From rags to riches, it would seem that Fukuzawa’s story was passing from strength to strength. However, in no time whatsoever, the very success that Fukuzawa was experiencing, could quite easily be his undoing. You see, the shogunate was all-powerful. Unrest was bubbling under the surface of Japan’s perfectly preened façade, of course, but ultimately the shogunate still resided over Japan with the brunt of its power. And it would be utterly naïve to conceive the notion that there were not people still ready, and able, to lay down their lives for it. In fact, breakaway sects of samurais who despised the influences of Western civilisation that had begun to ooze over Japan, via conduits such as Fukuzawa, were known to mercilessly and fanatically kill those that made even so much as a nod toward Western ideas. Fukuzawa, therefore, was tiptoeing quite vulnerably across a tightrope strung over a raging sea of hungry sharks.
This did not scare him however, and never once did he falter in his quest. And finally, as the shogunate fizzled out like a firework doused in water, the new government of the Restoration asked Fukuzawa to join them, though he was stoic in his response, and declined amiably. Though obviously a rising force in the moulding of modern Japan, Fukuzawa had never had any intention to govern, and wanted not to be a part of any of it. His promulgations came better from the sidelines, and he intended it to be kept that way.

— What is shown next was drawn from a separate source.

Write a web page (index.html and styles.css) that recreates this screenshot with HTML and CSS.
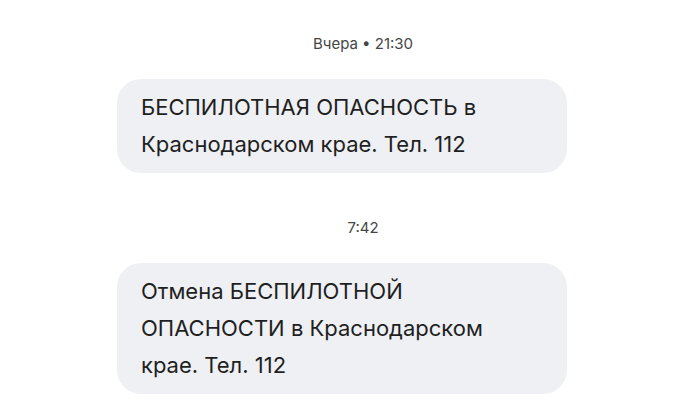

Fukuzawa’s works continued to develop. Branching out from science, he turned his might to philosophy, and the mechanics of a modern society. He brushed with women’s rights, the allegiance between Korea and China, and vested much time and effort in dragging Japan into the new century. Like a shining beacon for change, Fukuzawa managed to inform the perceptions of an entire nation without ever succumbing to politics.

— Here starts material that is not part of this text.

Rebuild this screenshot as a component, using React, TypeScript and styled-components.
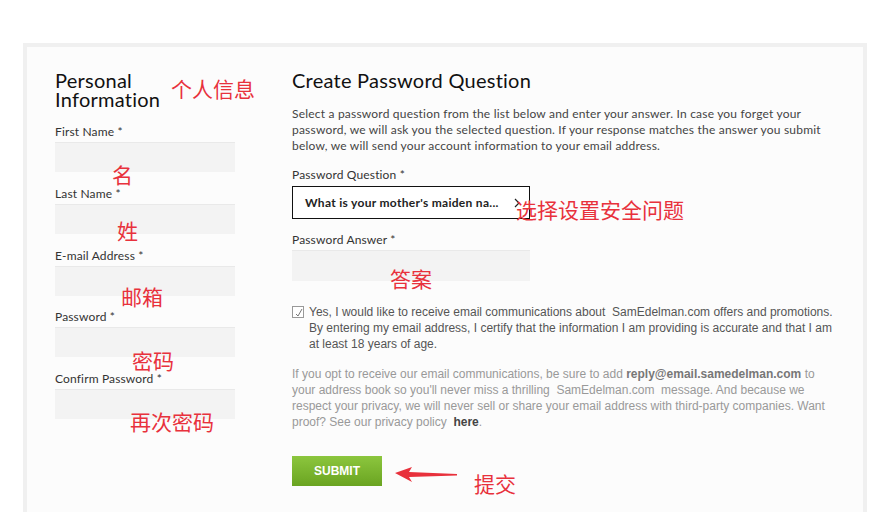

So, you can see, that Fukuzawa Yukichi is a marvel. In a time when propaganda of the state was at its mightiest, in a time when platitudes were considered the nuts and bolts of society, Fukuzawa had the foresight to realise that Japan could not remain the same for eternity. His viewpoints on Western society however, have been highly criticised, generally by people who believe that Fukuzawa wanted to westernise Japan: this is most definitely not the case, for you could not find a person more patriotic to one’s country than him. What he saw in the West however, was an ability to evolve, an ability to adapt, and an ability to govern oneself not through might and dictatorial whitewashing, but in a way that served the people, that chose to educate even the poorest of people because one day, as did Fukuzawa, these could become something of a phenomenon. Some say he is not a genius as he didn’t create anything that the West had not already dealt with, however he was blazing the trail for modernity in Japan, and in a country where change and advancement against the law were seen to be treasonous still; this man was prolific. The sum of his work did not lead to any great uprising, and certainly the people of Japan did not congregate in the streets of Tokyo to herald him as their saviour, however what Fukuzawa managed to achieve was the removing of the shroud, which permitted the masses to engender their own thoughts, and decide their own conclusions.
And so, when you take out that ¥10000 bill, and hand it over for whatever it is that you may be purchasing, just give a moment to Fukuzawa Yukichi. Some call him the Oliver Twist of Japan, others go for the Pied Piper, leading the people to discovery. Still more mark his card as the Forerunner of Change. But for me, he is the proof that anything is possible, that nothing is unachievable. He is of course, the Father of Modern Japan.

* Poetic licence has been used in the self-referential comments throughout this piece. I will not pass go, I will not collect ¥200.